* [Objective] Give the data below again, word for word.

═════ Source excerpt

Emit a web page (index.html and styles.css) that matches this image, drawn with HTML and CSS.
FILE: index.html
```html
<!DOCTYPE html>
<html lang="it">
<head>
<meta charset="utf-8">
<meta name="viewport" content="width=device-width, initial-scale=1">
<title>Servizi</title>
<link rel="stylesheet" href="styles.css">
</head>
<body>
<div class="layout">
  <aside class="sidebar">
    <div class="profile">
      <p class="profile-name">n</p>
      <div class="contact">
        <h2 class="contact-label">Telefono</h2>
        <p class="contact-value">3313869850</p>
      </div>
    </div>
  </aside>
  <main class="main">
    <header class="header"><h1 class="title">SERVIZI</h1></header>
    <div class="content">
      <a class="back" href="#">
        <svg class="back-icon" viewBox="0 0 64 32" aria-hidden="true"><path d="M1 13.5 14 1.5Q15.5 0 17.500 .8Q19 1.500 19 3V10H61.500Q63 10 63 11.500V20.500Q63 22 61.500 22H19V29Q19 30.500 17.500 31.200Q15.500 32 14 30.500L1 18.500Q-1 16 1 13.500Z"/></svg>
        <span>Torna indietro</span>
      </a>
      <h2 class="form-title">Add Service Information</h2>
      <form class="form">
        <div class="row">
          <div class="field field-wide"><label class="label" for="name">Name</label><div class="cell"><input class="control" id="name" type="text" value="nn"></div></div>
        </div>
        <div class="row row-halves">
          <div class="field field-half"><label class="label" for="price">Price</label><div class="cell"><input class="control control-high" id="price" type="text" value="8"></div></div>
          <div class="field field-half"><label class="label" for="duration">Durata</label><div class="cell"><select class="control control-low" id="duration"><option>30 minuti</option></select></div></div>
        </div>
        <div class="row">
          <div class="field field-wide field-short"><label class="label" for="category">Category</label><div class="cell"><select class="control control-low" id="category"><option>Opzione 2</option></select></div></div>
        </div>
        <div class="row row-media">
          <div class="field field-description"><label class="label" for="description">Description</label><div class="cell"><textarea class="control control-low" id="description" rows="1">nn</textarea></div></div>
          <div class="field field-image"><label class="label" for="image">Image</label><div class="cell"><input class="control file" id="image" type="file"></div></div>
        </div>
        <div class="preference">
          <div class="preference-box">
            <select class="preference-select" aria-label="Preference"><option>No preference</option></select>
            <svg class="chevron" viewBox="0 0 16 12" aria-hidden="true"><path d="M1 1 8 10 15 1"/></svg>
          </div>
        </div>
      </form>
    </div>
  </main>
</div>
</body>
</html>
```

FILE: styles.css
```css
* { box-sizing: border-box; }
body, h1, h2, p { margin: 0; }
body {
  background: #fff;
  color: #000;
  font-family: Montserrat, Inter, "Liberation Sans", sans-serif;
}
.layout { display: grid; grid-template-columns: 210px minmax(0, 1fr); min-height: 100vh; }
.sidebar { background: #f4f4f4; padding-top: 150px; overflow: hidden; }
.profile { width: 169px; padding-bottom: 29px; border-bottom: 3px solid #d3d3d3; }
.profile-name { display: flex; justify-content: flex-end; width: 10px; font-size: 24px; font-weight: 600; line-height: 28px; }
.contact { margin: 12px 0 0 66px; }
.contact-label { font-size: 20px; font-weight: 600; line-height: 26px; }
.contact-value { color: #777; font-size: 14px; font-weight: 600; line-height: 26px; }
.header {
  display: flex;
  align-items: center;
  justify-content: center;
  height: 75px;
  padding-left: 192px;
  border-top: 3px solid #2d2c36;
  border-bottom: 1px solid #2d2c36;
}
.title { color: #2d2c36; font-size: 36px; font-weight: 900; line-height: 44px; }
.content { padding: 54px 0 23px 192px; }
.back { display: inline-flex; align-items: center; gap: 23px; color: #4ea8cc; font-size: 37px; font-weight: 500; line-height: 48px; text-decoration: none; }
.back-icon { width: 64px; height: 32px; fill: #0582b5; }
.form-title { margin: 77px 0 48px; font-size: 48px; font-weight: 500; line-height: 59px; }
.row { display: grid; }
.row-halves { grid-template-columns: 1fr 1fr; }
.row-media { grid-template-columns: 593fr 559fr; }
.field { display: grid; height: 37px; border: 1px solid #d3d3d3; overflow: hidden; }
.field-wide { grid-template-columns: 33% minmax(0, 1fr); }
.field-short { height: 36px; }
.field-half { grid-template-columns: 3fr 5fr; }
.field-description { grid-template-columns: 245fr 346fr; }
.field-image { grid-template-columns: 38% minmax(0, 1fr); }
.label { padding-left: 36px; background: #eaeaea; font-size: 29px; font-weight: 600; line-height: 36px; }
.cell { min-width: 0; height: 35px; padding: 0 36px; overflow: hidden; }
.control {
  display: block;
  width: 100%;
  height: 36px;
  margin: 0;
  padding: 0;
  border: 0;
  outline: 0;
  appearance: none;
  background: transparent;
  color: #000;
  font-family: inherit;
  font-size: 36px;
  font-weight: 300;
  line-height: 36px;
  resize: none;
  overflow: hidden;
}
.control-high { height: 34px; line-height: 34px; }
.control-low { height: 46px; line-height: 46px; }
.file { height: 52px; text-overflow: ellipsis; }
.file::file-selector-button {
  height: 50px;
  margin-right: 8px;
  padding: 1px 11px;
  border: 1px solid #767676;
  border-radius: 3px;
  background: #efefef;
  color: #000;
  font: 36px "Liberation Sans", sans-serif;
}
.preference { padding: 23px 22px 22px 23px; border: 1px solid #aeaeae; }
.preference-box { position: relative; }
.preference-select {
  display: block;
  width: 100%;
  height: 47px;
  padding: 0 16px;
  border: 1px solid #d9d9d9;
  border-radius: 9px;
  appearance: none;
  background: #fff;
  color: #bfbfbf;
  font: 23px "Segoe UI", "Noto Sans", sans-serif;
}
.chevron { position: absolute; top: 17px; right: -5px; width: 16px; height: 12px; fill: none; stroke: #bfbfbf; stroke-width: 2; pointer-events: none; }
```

══════════

* [The solution]
Emit a web page (index.html and styles.css) that matches this image, drawn with HTML and CSS.
FILE: index.html
```html
<!DOCTYPE html>
<html lang="it">
<head>
<meta charset="utf-8">
<meta name="viewport" content="width=device-width, initial-scale=1">
<title>Servizi</title>
<link rel="stylesheet" href="styles.css">
</head>
<body>
<div class="layout">
  <aside class="sidebar">
    <div class="profile">
      <p class="profile-name">n</p>
      <div class="contact">
        <h2 class="contact-label">Telefono</h2>
        <p class="contact-value">3313869850</p>
      </div>
    </div>
  </aside>
  <main class="main">
    <header class="header"><h1 class="title">SERVIZI</h1></header>
    <div class="content">
      <a class="back" href="#">
        <svg class="back-icon" viewBox="0 0 64 32" aria-hidden="true"><path d="M1 13.5 14 1.5Q15.5 0 17.500 .8Q19 1.500 19 3V10H61.500Q63 10 63 11.500V20.500Q63 22 61.500 22H19V29Q19 30.500 17.500 31.200Q15.500 32 14 30.500L1 18.500Q-1 16 1 13.500Z"/></svg>
        <span>Torna indietro</span>
      </a>
      <h2 class="form-title">Add Service Information</h2>
      <form class="form">
        <div class="row">
          <div class="field field-wide"><label class="label" for="name">Name</label><div class="cell"><input class="control" id="name" type="text" value="nn"></div></div>
        </div>
        <div class="row row-halves">
          <div class="field field-half"><label class="label" for="price">Price</label><div class="cell"><input class="control control-high" id="price" type="text" value="8"></div></div>
          <div class="field field-half"><label class="label" for="duration">Durata</label><div class="cell"><select class="control control-low" id="duration"><option>30 minuti</option></select></div></div>
        </div>
        <div class="row">
          <div class="field field-wide field-short"><label class="label" for="category">Category</label><div class="cell"><select class="control control-low" id="category"><option>Opzione 2</option></select></div></div>
        </div>
        <div class="row row-media">
          <div class="field field-description"><label class="label" for="description">Description</label><div class="cell"><textarea class="control control-low" id="description" rows="1">nn</textarea></div></div>
          <div class="field field-image"><label class="label" for="image">Image</label><div class="cell"><input class="control file" id="image" type="file"></div></div>
        </div>
        <div class="preference">
          <div class="preference-box">
            <select class="preference-select" aria-label="Preference"><option>No preference</option></select>
            <svg class="chevron" viewBox="0 0 16 12" aria-hidden="true"><path d="M1 1 8 10 15 1"/></svg>
          </div>
        </div>
      </form>
    </div>
  </main>
</div>
</body>
</html>
```

FILE: styles.css
```css
* { box-sizing: border-box; }
body, h1, h2, p { margin: 0; }
body {
  background: #fff;
  color: #000;
  font-family: Montserrat, Inter, "Liberation Sans", sans-serif;
}
.layout { display: grid; grid-template-columns: 210px minmax(0, 1fr); min-height: 100vh; }
.sidebar { background: #f4f4f4; padding-top: 150px; overflow: hidden; }
.profile { width: 169px; padding-bottom: 29px; border-bottom: 3px solid #d3d3d3; }
.profile-name { display: flex; justify-content: flex-end; width: 10px; font-size: 24px; font-weight: 600; line-height: 28px; }
.contact { margin: 12px 0 0 66px; }
.contact-label { font-size: 20px; font-weight: 600; line-height: 26px; }
.contact-value { color: #777; font-size: 14px; font-weight: 600; line-height: 26px; }
.header {
  display: flex;
  align-items: center;
  justify-content: center;
  height: 75px;
  padding-left: 192px;
  border-top: 3px solid #2d2c36;
  border-bottom: 1px solid #2d2c36;
}
.title { color: #2d2c36; font-size: 36px; font-weight: 900; line-height: 44px; }
.content { padding: 54px 0 23px 192px; }
.back { display: inline-flex; align-items: center; gap: 23px; color: #4ea8cc; font-size: 37px; font-weight: 500; line-height: 48px; text-decoration: none; }
.back-icon { width: 64px; height: 32px; fill: #0582b5; }
.form-title { margin: 77px 0 48px; font-size: 48px; font-weight: 500; line-height: 59px; }
.row { display: grid; }
.row-halves { grid-template-columns: 1fr 1fr; }
.row-media { grid-template-columns: 593fr 559fr; }
.field { display: grid; height: 37px; border: 1px solid #d3d3d3; overflow: hidden; }
.field-wide { grid-template-columns: 33% minmax(0, 1fr); }
.field-short { height: 36px; }
.field-half { grid-template-columns: 3fr 5fr; }
.field-description { grid-template-columns: 245fr 346fr; }
.field-image { grid-template-columns: 38% minmax(0, 1fr); }
.label { padding-left: 36px; background: #eaeaea; font-size: 29px; font-weight: 600; line-height: 36px; }
.cell { min-width: 0; height: 35px; padding: 0 36px; overflow: hidden; }
.control {
  display: block;
  width: 100%;
  height: 36px;
  margin: 0;
  padding: 0;
  border: 0;
  outline: 0;
  appearance: none;
  background: transparent;
  color: #000;
  font-family: inherit;
  font-size: 36px;
  font-weight: 300;
  line-height: 36px;
  resize: none;
  overflow: hidden;
}
.control-high { height: 34px; line-height: 34px; }
.control-low { height: 46px; line-height: 46px; }
.file { height: 52px; text-overflow: ellipsis; }
.file::file-selector-button {
  height: 50px;
  margin-right: 8px;
  padding: 1px 11px;
  border: 1px solid #767676;
  border-radius: 3px;
  background: #efefef;
  color: #000;
  font: 36px "Liberation Sans", sans-serif;
}
.preference { padding: 23px 22px 22px 23px; border: 1px solid #aeaeae; }
.preference-box { position: relative; }
.preference-select {
  display: block;
  width: 100%;
  height: 47px;
  padding: 0 16px;
  border: 1px solid #d9d9d9;
  border-radius: 9px;
  appearance: none;
  background: #fff;
  color: #bfbfbf;
  font: 23px "Segoe UI", "Noto Sans", sans-serif;
}
.chevron { position: absolute; top: 17px; right: -5px; width: 16px; height: 12px; fill: none; stroke: #bfbfbf; stroke-width: 2; pointer-events: none; }
```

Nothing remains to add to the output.